Public Works is a London-based non-profit which designs for a more democratic use of the public realm. They have worked at all scales, from furniture to urban planning, with the unified goal of stimulating new thought about how public space can be claimed.
Public Works operates without a specific goal, but derives its programmatic direction from a strong ideology of public space. Public space is a convener, and the way in which its organized can give rise to new and more productive forms of social interaction.
Public Works was originally founded in 1999, by Kathrin Böhm, Sandra Denicke-Polcher, Torange Khonsari, Andreas Lang and Stefan Saffer. The current members are Andreas Lang, Torange Khonsari, Andrew Belfield, Tom Dobson, Carlotta Novella, and Hester Buck, although the group works with a wide network of collaborators.
Public Works has completed dozens of projects over twenty years, and their portfolio is notable for its incredible diversity. There is no typical Public Works project, but a typical ethos can be shown through the Granville Cube. The Cube is a simple metal frame structure which travels to various locations on and around the Granville New Homes site. Modest in its construction, the structure still stimulates community communication and serves as a place for small scale local events. Residents have used it for caroling, flower planting, fish tanks and other esoteric functions. With simple add-ons, the Cube turns into an exhibition space, a small stage, an outdoor screen, a workshop space, etc. The Cube, while small in scale, is meant as a provocation. It shows how designers’ simple interventions can often catalyze entirely new forms of community interaction. Communities want to interact – often the built environment serves as a deliberate inhibitor.
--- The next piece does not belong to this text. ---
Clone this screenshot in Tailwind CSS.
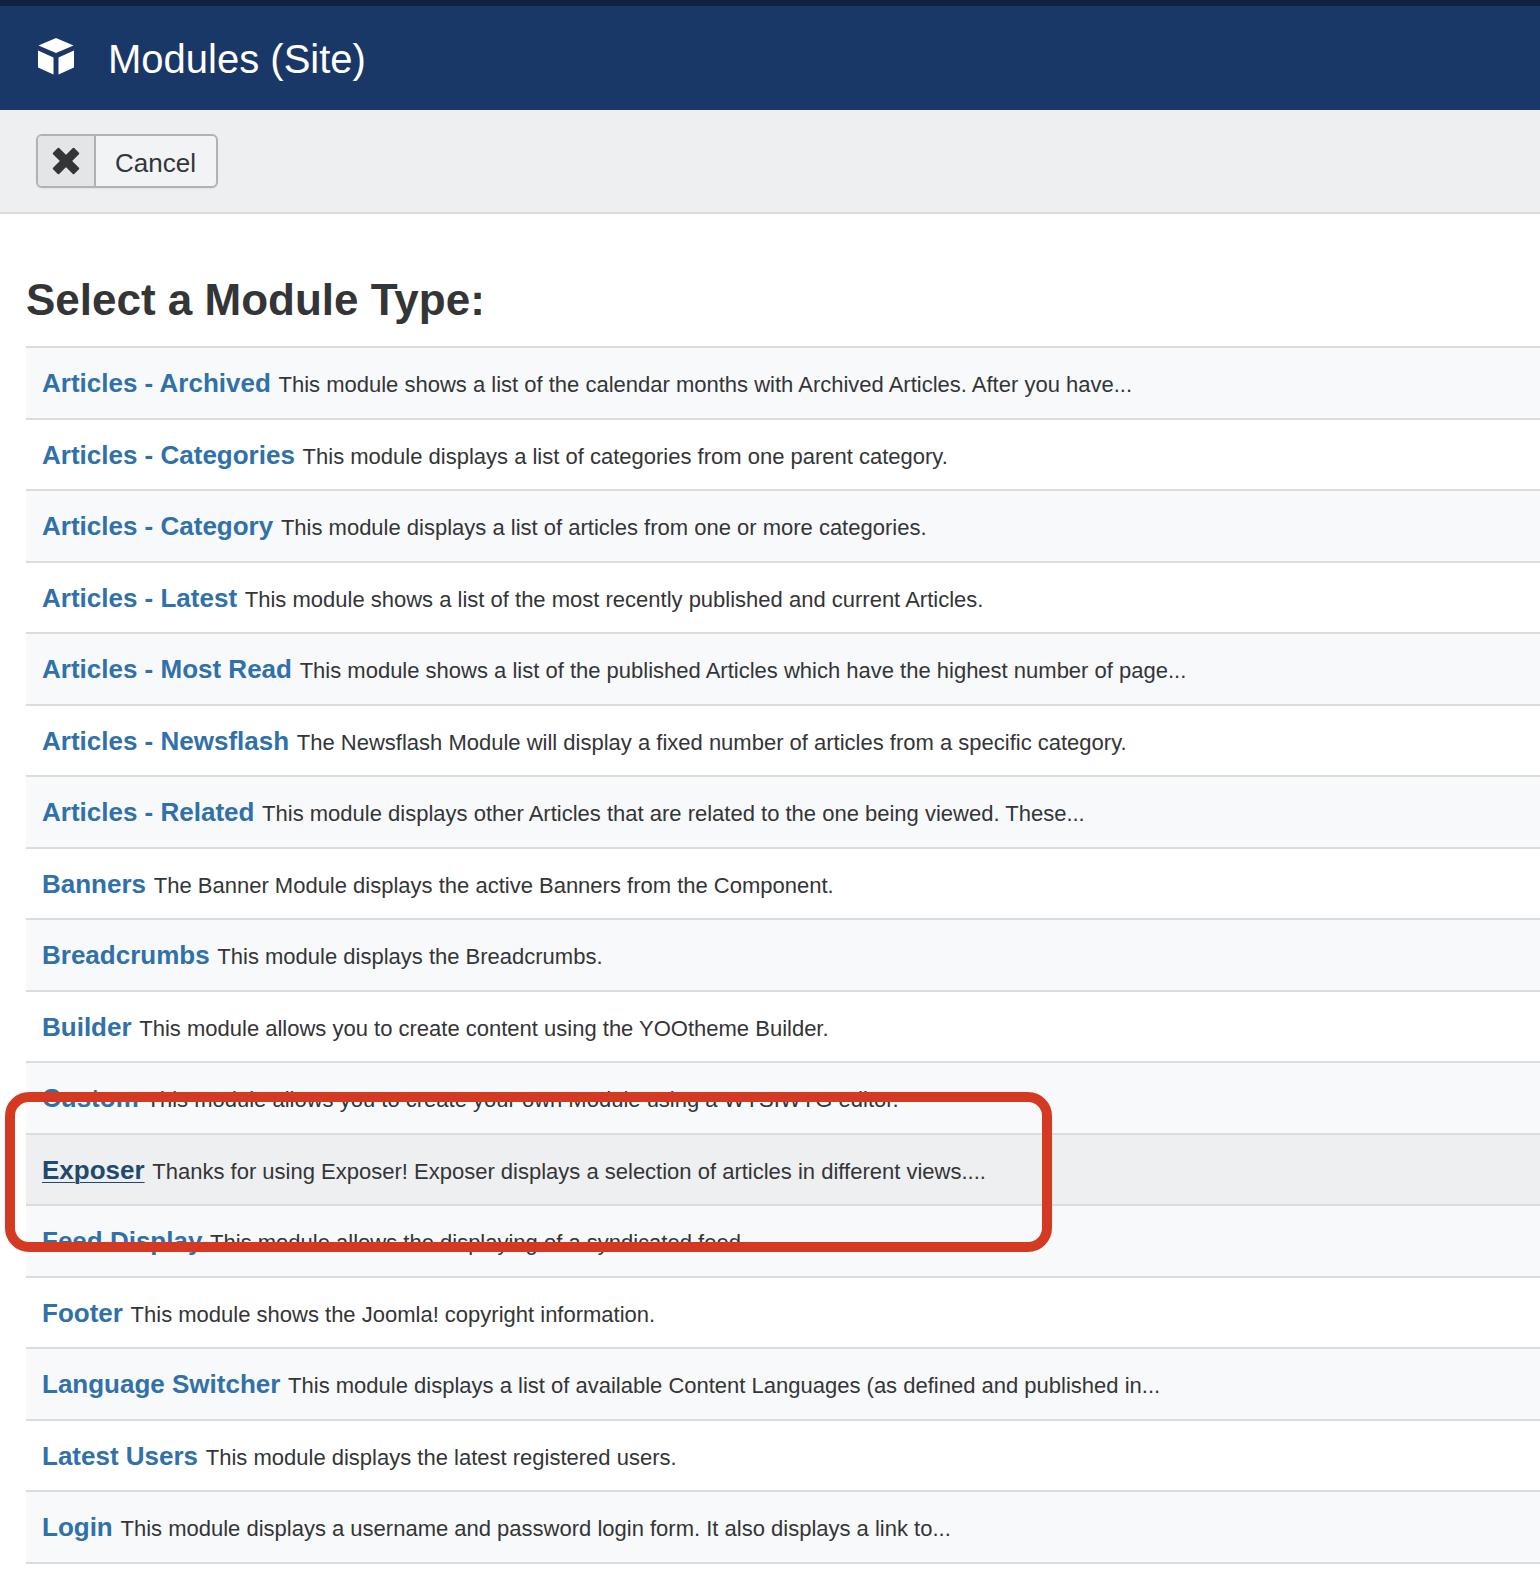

At the other end of the spectrum, Public Works has also launched The Public(s) Land Grab: a program which looks to alternatives to capital-led urban development. The project asks “if residents can build the capacity to develop without developers and use regeneration as an opportunity to level social inequalities rather than extenuate them.” They began with a garden, and used building workshops and legislation to build local capacity. The initiative intends to eventually produce a handbook of citizen strategies that can be used against capitalistic development.
Like many of our honorees, Public Works delves deep into the challenges posed by contemporary urbanism – and seeks new ways that communities can reassert control over their own futures.